Many writers have claimed that as soon as they enter into the process, certain aspects of the narrative are out of their hands. Do you like to keep strict control over the process or is there a sense of following things where they lead you?

For me the word 'process' implies things are happening that are beyond your control. Life is a process. To be alive means to accept vulnerability and imperfection. I prefer to be guided by what presents itself. In a society that is quite obsessed with results, planning and deadlines, this is difficult to work with. Especially if I work on bigger projects with more budget and a team. I like to create frameworks within which freedom reigns. It's like jazz. There is a structure, maybe a roadmap, with a few rules and roles lied out. Then I allow myself to get off the road and find new pathways. Improvisation is a skill. It is fragile and requires deep listening, trust and receptivity. It is also very much alive.

The installation LEGS originated from a vision of twenty legs hanging from the ceiling. By first learning the process of ceramic making, I found out that working with clay requires patience. The creation of the legs developed into a balancing act between grounded inertia and the will to move forward. There was a friction between 'the hands' and 'the head', between ambitions and reality, between poor expertise and the urge for perfection. This process became the eventual work.
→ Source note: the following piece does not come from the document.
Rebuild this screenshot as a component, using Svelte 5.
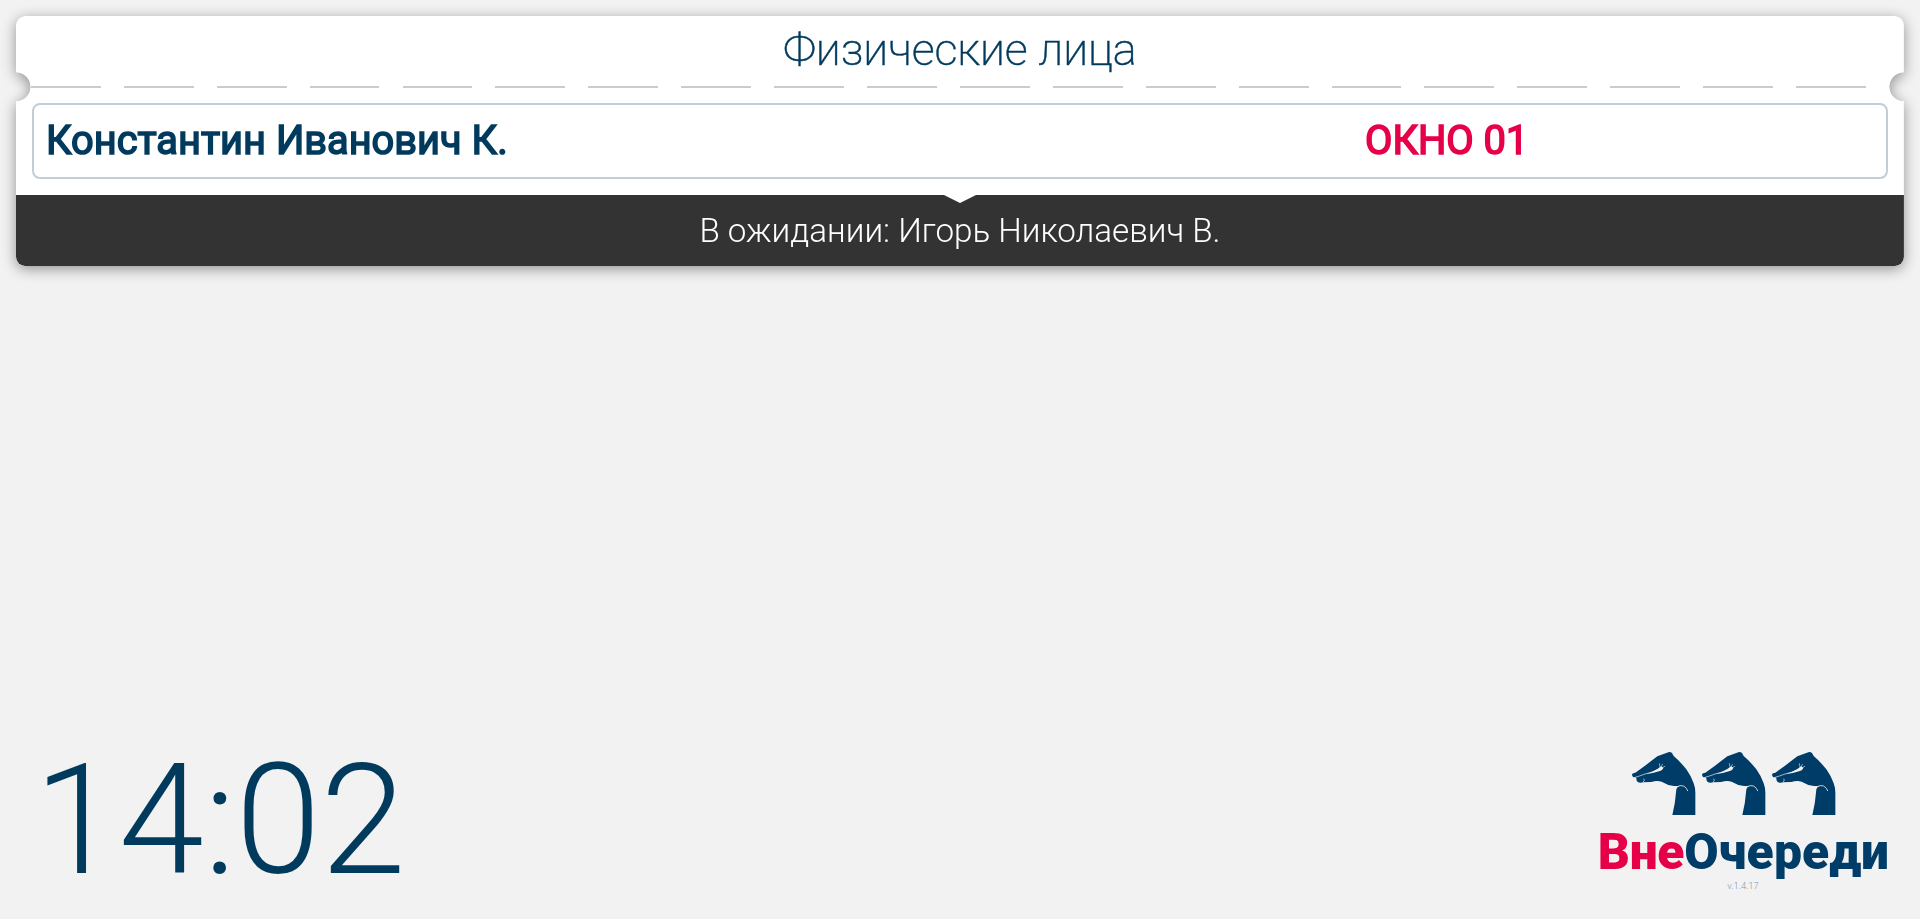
<script>
  const calls = [{ name: 'Константин Иванович К.', place: 'ОКНО 01' }];
  const hands = [0, 1, 2];
</script>

<div class="screen">
  <section class="ticket">
    <div class="sheet">
      <header class="head">
        <h1>Физические лица</h1>
      </header>
      <div class="tear"></div>
      <div class="calls">
        {#each calls as c}
          <div class="call">
            <span class="name">{c.name}</span>
            <span class="place">{c.place}</span>
          </div>
        {/each}
      </div>
      <footer class="waiting">
        <svg class="pointer" viewBox="0 0 32 8"><path d="M0 0h32L16 8z" fill="#fff" /></svg>
        <span>В ожидании: Игорь Николаевич В.</span>
      </footer>
    </div>
  </section>

  <div class="bottom">
    <time>14:02</time>
    <div class="brand">
      <div class="hands">
        {#each hands as h}
          <svg class="hand" viewBox="156 66 191 189">
            <path
              fill="#003c68"
              d="M156 133Q158 129 166 128L195 107L232 79L261 68Q270 64 276 69L281 78Q300 94 319 118Q334 139 341 160Q347 174 346 198V255H277Q286 220 289 178Q291 171 298 169Q282 169 265 165L245 155Q230 151 214 156L190 157Q180 160 173 156Q168 151 169 143L160 142Q156 139 156 133Z"
            />
            <g fill="none" stroke="#f2f2f2" stroke-linecap="round">
              <path d="M162 143Q180 138 195 132Q219 127 235 119" stroke-width="2" />
              <path d="M238 101Q238 109 241 113M247 103L241 117M254 109Q247 111 242 119" stroke-width="1.7" />
              <path d="M192 147Q195 151 190 156" stroke-width="2" />
              <path d="M288 171Q302 164 311 168Q321 174 323 182" stroke-width="2.4" />
            </g>
            <path fill="#f2f2f2" d="M198 132Q217 126 232 117L243 109L250 113Q248 121 237 124Q219 130 198 132Z" />
          </svg>
        {/each}
      </div>
      <div class="logo"><b>Вне</b>Очереди</div>
      <div class="version">v.1.4.17</div>
    </div>
  </div>
</div>

<style>
  :global(body) {
    margin: 0;
    background: #f2f2f2;
  }
  .screen {
    box-sizing: border-box;
    height: 919px;
    padding: 16px;
    display: flex;
    flex-direction: column;
    justify-content: space-between;
    overflow: hidden;
    background: #f2f2f2;
    font-family: Roboto, sans-serif;
    color: #003a5d;
  }
  /* the shadow follows the cut-outs of the sheet */
  .ticket {
    filter: drop-shadow(0 3px 7px rgba(0, 0, 0, 0.4));
  }
  .sheet {
    height: 250px;
    display: flex;
    flex-direction: column;
    border-radius: 9px;
    background: #fff;
    -webkit-mask:
      radial-gradient(circle at 0 70.8px, transparent 14px, #000 14.8px) left / 50.1% 100% no-repeat,
      radial-gradient(circle at 100% 70.8px, transparent 14px, #000 14.8px) right / 50.1% 100% no-repeat;
  }
  .head {
    height: 70px;
    display: flex;
    justify-content: center;
  }
  h1 {
    margin: 0;
    font-size: 45px;
    line-height: 68px;
    font-weight: 200;
    letter-spacing: -0.1px;
    -webkit-text-stroke: 0.45px currentColor;
  }
  .tear {
    height: 2px;
    margin: 0 15px;
    background: repeating-linear-gradient(90deg, #ccc 0 69.8px, transparent 69.8px 92.9px);
  }
  .calls {
    padding: 15px 16px 16px;
  }
  .call {
    box-sizing: border-box;
    height: 76px;
    padding: 0 12px;
    display: grid;
    grid-template-columns: 1319px 1fr;
    align-items: center;
    border: 2px solid #c2ced7;
    border-radius: 8px;
    font-size: 39.8px;
    line-height: 72px;
    font-weight: 400;
    -webkit-text-stroke: 1.6px currentColor;
  }
  .place {
    color: #e60048;
  }
  .waiting {
    position: relative;
    height: 71px;
    display: flex;
    justify-content: center;
    background: #333;
    color: #fff;
    border-radius: 0 0 9px 9px;
    font-size: 33.2px;
    line-height: 71px;
    font-weight: 300;
  }
  .pointer {
    position: absolute;
    top: 0;
    left: calc(50% - 16px);
    width: 32px;
    height: 8px;
  }
  .bottom {
    display: flex;
    justify-content: space-between;
    align-items: flex-end;
    padding: 0 16px 0 18px;
  }
  time {
    margin-bottom: 5px;
    font-size: 153.5px;
    line-height: 155px;
    font-weight: 300;
    letter-spacing: -0.3px;
  }
  .brand {
    width: 289px;
    display: flex;
    flex-direction: column;
    align-items: center;
    margin-bottom: 12px;
  }
  .hands {
    display: flex;
    gap: 6.6px;
    margin-right: 19px;
  }
  .hand {
    width: 63.7px;
    height: 63px;
  }
  .logo {
    margin-top: 8px;
    font-size: 49.8px;
    line-height: 58px;
    font-weight: 900;
    letter-spacing: 0.15px;
    white-space: nowrap;
    color: #003c68;
  }
  .logo b {
    font-weight: inherit;
    letter-spacing: -0.3px;
    color: #e60048;
  }
  .version {
    margin-right: 1px;
    font-size: 9.3px;
    line-height: 10px;
    font-weight: 300;
    color: #7f9aab;
  }
</style>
It took me two years all together.

Especially in the digital age, the writing and production process tends towards the infinite. What marks the end of the process? How do you finish a work?
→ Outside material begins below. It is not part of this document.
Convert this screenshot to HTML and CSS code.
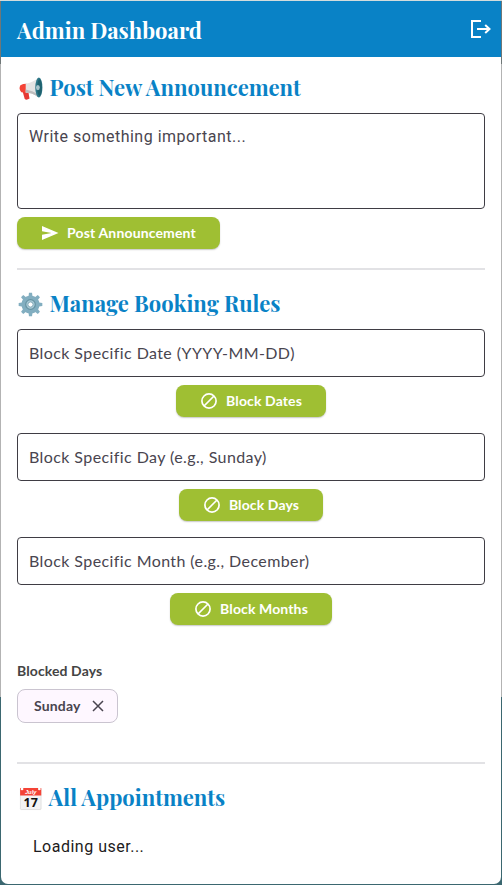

In performance art, the end of a creation process is often marked by a première, the first time you share your work with an audience. It is an important moment. Only through sharing a creation with an audience, can you know what you actually created. Personally, I don't see this moment as the end of a process, rather as an essential next step, the beginning of a new phase in which the work takes new forms according to the context in which it is presented and the interaction with the audience. A creation is a living organism in constant transformation. A work is only finished when it is moved towards the archive and not presented anymore.

Once a piece is finished, how important is it for you to let it lie and evaluate it later on? How much improvement and refinement do you personally allow until you're satisfied with a piece? What does this process look like in practice?
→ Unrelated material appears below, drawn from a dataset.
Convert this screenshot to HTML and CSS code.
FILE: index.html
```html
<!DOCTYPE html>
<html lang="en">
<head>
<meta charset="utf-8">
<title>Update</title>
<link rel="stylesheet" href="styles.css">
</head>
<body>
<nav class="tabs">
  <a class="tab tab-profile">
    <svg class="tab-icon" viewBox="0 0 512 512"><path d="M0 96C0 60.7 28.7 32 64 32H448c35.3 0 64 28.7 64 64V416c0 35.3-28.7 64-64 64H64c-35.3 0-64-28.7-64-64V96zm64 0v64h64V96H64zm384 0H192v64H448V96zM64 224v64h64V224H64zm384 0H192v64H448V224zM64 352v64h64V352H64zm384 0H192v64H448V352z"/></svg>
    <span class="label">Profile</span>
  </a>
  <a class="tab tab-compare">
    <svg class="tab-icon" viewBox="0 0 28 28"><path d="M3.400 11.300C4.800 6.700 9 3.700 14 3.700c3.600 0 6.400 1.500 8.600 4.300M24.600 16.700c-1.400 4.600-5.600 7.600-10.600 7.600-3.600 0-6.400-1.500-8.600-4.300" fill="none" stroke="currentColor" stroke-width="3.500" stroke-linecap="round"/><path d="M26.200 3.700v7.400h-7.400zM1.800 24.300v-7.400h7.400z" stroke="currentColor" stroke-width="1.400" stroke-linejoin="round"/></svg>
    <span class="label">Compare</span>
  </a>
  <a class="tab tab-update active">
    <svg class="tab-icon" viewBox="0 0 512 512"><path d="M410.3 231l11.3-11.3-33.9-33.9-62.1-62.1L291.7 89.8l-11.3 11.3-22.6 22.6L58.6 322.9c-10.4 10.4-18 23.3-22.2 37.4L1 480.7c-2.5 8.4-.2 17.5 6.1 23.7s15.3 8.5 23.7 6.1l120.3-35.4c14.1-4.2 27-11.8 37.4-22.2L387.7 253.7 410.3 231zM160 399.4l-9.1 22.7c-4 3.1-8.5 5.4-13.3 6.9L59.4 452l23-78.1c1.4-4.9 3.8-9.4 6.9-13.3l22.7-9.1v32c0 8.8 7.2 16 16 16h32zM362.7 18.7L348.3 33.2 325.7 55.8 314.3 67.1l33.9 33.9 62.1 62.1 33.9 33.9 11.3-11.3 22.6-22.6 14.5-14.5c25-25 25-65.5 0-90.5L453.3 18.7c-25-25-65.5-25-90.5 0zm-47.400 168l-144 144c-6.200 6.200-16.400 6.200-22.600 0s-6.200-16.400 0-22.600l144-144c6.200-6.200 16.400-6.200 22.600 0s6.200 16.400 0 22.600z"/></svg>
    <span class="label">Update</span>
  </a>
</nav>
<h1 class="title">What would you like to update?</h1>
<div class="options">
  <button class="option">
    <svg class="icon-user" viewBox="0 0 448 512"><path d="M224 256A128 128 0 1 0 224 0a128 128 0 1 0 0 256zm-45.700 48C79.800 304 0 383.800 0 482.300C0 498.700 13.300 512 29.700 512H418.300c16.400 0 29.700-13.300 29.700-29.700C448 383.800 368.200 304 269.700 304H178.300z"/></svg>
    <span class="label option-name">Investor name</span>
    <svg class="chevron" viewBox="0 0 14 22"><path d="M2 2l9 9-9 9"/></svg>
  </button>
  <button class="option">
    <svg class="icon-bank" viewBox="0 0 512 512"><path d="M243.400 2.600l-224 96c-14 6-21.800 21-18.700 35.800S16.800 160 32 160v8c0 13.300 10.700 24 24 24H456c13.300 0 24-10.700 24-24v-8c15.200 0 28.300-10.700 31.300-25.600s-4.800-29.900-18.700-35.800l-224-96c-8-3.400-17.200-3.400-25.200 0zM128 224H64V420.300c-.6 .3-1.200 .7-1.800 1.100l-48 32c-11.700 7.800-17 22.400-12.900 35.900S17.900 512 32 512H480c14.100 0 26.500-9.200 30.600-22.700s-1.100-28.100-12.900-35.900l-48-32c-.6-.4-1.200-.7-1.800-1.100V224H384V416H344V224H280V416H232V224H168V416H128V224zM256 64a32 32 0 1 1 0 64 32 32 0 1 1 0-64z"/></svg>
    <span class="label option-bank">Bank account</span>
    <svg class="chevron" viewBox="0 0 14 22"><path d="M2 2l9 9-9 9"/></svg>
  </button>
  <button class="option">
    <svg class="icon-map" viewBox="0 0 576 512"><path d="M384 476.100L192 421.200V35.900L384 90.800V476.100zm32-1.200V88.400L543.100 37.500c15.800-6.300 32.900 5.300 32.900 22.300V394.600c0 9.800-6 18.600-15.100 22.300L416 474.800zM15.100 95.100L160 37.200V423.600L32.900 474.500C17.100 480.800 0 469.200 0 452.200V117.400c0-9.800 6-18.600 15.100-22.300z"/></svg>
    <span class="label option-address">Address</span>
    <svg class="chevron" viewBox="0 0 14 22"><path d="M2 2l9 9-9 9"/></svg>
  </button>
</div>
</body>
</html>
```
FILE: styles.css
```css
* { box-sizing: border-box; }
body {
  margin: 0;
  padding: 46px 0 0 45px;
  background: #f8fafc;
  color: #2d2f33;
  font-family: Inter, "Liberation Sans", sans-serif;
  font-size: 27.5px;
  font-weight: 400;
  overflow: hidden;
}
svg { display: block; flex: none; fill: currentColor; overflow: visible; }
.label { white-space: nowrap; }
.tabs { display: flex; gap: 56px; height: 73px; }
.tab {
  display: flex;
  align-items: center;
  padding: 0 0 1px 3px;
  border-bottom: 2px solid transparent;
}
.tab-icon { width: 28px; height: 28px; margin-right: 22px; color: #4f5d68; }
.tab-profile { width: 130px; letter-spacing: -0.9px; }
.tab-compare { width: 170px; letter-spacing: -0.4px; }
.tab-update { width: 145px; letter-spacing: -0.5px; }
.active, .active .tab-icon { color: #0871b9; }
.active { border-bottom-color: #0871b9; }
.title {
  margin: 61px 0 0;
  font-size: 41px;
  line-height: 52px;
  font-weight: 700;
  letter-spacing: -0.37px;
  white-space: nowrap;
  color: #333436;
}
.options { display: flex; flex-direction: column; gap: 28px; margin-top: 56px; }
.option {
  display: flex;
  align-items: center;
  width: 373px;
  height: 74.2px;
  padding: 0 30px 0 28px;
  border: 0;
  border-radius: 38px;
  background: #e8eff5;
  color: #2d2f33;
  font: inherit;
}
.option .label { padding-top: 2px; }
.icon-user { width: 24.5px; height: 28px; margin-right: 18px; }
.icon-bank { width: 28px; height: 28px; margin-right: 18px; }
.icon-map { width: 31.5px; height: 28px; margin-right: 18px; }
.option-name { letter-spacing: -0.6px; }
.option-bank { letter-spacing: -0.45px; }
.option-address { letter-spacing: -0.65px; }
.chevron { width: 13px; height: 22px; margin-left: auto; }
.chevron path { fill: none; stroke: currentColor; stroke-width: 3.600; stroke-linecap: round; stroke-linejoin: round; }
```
The way people experience sound, or art in general, is very subjective and temporary. Especially these days people listen or watch with different devices, in between circumstances, in all sorts of (noisy) environments, on mostly cheap headphones, with poor attention spans. The context in which a creative work is presented influences the way it will be perceived and the set-up of the work too. I find it interesting to build in this flexibility and let the environment exert its influence.

I also find it important to get as far as possible with a project but, at the same time, to be mild towards myself. This is the best I can do now, within the current circumstances, with the available budget, with the knowledge I now have, ...etc. Perfection is often something artists impose on themselves, not something the outside world expects. To embrace imperfection is a skill I practice every day. 


What role does sound and silence play in your work?

In Japanese Butoh it is said that the performer moves from within. You are moved. In essence Butoh is a practice of deep listening. It is the reason that a lot of Butoh performances are slow. Slowing down allows the body to feel and capture in detail and then move with this information. The body becomes an antenna. You can do Butoh with every possible music that exists as long as you don't dance on the music but rather move with it or let yourself be moved by it. Remember John Cage's lesson that music can be all kinds of sound, including the silence between sound. It is no different with movement. By including 'stops', the dancer allows moments of deep listening, of inner orientation and (re)directing energy. The same I do in my daily life during days of seemingly doing nothing.

What is your most vivid music memory? 

The music that can still give me goosebumps is Chariots of Fire from Vangelis. We had this record at home. I asked my parents to put the LP on when going to bed, leaving the door ajar. The music immediately triggered a phantasy in which I saw myself dancing to these melodies. A little girl on a huge stage. Although it was actually more flying than dancing. I was 8 years old and just started to take ballet classes.